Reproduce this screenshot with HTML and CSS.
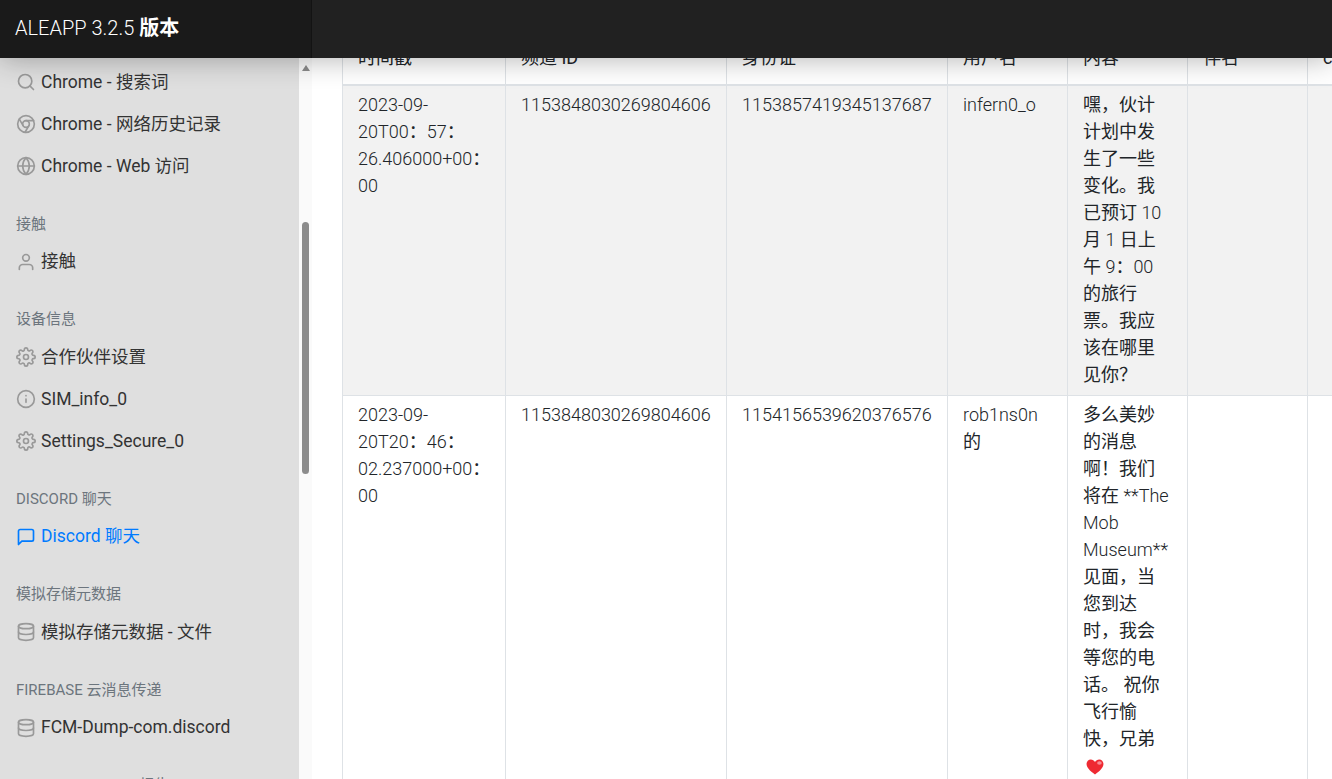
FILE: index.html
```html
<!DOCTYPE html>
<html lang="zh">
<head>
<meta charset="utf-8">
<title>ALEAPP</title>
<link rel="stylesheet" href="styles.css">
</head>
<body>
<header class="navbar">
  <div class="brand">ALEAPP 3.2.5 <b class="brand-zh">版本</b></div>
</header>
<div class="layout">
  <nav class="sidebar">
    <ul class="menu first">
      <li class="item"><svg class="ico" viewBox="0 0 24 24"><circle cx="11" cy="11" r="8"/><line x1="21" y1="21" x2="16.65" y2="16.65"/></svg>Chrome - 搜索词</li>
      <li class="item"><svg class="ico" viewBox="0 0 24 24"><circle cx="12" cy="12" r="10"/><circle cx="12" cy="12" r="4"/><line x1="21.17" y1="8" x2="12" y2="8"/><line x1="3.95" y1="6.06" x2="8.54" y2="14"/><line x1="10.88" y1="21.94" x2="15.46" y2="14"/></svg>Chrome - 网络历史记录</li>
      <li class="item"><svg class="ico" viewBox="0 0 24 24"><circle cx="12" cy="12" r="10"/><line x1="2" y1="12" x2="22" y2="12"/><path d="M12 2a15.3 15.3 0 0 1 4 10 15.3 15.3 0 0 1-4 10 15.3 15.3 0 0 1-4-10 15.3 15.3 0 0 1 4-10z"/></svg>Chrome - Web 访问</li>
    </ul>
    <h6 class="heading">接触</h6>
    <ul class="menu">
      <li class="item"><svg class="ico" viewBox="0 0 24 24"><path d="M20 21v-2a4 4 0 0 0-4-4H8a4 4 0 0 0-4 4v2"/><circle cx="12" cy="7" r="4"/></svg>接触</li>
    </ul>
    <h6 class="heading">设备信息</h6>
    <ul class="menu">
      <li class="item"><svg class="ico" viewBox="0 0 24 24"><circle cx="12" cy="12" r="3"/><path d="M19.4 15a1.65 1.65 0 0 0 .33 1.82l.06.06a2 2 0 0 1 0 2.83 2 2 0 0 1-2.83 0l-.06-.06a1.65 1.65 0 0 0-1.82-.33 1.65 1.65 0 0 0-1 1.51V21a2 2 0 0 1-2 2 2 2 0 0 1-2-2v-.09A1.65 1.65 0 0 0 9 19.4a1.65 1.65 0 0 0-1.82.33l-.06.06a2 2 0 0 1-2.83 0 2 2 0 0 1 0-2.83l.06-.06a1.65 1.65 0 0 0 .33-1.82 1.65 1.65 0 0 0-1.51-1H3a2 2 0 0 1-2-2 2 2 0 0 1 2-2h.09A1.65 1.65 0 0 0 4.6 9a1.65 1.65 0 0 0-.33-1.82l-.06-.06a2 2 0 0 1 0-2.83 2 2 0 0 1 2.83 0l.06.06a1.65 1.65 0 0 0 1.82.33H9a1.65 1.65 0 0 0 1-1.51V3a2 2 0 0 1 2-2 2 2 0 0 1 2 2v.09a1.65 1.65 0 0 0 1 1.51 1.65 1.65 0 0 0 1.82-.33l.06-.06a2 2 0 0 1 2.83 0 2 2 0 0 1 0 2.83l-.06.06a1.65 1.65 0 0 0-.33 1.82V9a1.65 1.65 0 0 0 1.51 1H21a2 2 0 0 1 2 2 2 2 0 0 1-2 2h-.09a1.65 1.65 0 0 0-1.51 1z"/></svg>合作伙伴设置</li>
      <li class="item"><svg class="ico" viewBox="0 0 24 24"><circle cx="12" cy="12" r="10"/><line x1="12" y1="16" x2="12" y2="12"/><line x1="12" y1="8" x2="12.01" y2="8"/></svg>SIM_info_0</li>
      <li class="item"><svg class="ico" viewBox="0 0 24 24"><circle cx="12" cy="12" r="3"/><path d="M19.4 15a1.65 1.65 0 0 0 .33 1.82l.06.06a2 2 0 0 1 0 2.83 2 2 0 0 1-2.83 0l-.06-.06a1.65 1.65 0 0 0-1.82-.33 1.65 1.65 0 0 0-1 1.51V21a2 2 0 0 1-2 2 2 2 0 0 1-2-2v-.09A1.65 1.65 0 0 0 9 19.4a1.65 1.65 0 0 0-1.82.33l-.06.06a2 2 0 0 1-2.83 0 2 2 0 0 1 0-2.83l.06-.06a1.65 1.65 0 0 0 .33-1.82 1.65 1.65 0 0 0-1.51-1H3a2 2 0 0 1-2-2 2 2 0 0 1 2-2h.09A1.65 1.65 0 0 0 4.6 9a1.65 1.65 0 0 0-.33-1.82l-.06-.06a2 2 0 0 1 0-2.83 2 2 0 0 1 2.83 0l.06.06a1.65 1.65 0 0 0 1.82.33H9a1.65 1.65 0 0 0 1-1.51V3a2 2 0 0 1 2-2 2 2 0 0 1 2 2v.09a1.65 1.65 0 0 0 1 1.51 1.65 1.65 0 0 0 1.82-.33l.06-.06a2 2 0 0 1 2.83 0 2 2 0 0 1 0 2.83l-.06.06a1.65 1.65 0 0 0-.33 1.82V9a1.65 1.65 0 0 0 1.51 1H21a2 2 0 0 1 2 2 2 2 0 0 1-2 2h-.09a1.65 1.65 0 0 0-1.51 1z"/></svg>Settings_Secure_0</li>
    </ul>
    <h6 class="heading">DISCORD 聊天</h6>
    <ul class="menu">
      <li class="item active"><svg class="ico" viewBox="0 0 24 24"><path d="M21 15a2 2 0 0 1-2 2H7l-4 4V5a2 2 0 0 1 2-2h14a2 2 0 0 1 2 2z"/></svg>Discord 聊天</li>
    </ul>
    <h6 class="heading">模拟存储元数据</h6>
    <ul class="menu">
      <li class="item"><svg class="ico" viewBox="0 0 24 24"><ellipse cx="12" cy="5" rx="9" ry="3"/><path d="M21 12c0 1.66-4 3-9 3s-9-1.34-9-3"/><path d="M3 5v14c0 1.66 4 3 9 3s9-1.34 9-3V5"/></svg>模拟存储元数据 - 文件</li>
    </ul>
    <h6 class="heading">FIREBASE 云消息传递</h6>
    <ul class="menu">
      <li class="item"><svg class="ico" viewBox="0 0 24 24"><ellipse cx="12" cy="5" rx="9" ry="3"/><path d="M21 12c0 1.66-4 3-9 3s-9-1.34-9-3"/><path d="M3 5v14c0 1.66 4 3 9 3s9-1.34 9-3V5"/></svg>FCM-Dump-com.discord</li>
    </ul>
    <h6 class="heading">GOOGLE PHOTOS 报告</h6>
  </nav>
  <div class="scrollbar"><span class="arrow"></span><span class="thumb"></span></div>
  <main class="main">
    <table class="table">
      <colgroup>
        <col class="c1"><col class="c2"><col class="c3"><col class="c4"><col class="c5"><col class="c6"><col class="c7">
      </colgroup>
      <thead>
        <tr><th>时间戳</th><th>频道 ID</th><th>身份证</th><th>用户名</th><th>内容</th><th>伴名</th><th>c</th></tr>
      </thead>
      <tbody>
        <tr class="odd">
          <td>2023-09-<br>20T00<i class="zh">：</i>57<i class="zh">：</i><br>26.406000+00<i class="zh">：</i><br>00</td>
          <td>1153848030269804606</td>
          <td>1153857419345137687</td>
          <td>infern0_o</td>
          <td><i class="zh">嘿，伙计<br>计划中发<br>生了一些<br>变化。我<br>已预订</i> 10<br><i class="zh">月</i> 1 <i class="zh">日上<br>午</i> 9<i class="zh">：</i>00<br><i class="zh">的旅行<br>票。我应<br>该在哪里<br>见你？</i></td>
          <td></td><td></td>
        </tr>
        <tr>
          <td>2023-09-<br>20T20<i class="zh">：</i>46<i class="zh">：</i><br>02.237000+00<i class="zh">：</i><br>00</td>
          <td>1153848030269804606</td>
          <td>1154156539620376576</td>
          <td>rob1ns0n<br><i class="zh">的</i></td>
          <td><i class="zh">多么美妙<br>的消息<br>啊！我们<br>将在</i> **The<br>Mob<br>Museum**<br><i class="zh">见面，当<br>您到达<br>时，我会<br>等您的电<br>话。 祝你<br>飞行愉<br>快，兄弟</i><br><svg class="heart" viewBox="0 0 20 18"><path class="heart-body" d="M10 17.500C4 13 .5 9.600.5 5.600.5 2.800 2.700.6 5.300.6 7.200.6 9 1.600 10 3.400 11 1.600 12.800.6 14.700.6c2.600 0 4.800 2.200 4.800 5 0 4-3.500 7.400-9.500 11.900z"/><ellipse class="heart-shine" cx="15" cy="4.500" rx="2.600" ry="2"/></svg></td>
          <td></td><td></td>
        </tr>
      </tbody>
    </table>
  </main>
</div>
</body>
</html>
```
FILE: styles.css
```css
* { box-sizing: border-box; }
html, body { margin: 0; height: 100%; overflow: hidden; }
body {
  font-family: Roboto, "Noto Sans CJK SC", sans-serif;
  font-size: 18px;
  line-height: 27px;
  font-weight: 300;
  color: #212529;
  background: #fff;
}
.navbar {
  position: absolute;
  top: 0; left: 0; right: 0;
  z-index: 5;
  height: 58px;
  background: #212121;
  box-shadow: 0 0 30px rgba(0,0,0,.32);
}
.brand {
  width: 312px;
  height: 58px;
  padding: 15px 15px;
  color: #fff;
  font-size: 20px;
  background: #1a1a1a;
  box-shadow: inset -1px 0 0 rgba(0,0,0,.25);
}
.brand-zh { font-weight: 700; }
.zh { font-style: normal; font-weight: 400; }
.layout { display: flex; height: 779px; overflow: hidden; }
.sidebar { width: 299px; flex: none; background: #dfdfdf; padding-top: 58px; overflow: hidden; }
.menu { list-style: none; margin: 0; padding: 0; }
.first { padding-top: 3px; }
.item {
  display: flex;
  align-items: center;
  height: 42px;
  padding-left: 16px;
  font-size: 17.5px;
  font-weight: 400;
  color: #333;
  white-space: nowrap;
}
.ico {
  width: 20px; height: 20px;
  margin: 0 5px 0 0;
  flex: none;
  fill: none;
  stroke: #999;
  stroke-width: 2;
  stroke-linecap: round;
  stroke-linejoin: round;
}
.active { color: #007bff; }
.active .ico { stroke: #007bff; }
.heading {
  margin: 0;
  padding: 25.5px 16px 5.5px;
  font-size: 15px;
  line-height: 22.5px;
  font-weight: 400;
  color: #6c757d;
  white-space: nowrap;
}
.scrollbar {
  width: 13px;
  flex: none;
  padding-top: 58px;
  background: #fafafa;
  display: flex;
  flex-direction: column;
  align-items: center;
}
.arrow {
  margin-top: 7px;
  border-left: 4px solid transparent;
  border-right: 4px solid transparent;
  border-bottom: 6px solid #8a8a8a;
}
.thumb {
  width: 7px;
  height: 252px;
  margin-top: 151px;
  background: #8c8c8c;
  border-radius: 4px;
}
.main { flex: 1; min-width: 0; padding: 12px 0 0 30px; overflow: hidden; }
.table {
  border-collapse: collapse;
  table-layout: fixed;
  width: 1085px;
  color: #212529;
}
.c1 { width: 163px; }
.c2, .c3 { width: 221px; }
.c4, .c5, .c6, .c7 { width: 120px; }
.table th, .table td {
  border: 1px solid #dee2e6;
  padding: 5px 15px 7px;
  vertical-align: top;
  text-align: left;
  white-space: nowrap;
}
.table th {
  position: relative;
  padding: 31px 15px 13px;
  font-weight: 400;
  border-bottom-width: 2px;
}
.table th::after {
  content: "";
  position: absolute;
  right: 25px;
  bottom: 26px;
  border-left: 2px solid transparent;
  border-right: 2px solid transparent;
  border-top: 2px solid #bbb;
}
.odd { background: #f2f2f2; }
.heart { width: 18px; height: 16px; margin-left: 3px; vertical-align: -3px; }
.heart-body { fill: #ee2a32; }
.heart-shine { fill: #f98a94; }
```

· · · ·

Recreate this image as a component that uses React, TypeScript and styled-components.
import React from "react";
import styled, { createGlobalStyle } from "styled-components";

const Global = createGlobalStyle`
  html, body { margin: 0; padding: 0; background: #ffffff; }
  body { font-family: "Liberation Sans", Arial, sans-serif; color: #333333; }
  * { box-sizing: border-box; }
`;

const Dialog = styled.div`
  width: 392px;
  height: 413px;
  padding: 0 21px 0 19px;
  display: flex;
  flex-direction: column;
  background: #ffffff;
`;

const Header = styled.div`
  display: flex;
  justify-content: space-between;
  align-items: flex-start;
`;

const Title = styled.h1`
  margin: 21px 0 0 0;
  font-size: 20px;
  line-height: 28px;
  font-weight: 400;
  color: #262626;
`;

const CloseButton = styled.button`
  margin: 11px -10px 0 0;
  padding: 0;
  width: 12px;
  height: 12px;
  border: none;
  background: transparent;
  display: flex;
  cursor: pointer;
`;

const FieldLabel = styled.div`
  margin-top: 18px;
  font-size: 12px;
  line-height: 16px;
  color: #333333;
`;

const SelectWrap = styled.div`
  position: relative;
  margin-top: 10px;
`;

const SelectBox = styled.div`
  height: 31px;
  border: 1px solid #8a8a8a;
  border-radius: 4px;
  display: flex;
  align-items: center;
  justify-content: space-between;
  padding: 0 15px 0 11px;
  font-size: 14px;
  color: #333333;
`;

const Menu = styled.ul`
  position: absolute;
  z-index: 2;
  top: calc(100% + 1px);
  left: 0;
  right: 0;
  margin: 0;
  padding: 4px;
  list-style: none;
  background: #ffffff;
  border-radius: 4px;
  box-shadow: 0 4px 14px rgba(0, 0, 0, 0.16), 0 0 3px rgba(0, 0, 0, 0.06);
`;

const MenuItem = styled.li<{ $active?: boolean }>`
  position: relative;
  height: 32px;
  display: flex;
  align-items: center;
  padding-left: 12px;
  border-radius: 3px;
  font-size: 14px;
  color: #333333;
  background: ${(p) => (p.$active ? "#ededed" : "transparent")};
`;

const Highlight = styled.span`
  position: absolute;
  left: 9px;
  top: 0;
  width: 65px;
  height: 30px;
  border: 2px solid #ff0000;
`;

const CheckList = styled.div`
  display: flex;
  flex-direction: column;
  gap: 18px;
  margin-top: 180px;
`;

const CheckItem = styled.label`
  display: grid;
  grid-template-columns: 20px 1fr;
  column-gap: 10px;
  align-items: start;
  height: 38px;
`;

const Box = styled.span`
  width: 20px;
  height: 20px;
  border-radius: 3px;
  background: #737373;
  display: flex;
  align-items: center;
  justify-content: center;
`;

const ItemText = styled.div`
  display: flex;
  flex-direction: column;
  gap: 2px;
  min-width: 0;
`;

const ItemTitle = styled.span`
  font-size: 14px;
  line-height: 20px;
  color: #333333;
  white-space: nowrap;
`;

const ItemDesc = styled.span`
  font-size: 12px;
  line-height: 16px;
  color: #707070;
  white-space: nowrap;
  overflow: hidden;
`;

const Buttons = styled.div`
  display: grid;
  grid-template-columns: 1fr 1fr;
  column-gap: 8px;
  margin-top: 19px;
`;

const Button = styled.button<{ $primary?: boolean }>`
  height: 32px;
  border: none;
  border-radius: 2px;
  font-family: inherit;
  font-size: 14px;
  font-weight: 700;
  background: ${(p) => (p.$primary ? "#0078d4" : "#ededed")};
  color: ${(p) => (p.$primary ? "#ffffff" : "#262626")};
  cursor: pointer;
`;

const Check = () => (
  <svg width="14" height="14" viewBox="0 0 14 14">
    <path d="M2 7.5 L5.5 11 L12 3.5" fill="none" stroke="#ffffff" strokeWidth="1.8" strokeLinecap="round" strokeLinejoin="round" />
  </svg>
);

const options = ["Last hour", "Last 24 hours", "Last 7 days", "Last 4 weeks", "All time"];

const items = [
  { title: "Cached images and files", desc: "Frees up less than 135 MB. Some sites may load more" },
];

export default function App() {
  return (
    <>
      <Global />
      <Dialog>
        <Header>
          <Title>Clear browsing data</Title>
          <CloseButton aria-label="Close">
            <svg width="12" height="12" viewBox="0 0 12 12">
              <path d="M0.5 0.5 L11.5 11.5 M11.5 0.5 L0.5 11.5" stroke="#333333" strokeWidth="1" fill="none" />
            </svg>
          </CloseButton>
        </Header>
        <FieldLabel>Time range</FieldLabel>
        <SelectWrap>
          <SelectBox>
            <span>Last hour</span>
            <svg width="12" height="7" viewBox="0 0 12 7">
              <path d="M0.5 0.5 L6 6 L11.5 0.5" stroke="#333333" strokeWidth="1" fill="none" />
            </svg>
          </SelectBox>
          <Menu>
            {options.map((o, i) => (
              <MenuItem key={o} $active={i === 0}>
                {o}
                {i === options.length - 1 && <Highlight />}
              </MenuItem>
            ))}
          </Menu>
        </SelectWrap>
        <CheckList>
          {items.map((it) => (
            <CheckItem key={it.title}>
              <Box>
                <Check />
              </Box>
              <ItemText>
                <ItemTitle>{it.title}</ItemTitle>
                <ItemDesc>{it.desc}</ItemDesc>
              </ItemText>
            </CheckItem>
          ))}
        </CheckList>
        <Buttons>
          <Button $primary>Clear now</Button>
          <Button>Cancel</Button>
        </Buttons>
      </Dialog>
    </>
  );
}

· · · ·

SET PROBLEM
State how many lines of the listing include the word "this". Reply with the number alone.

REPLY
2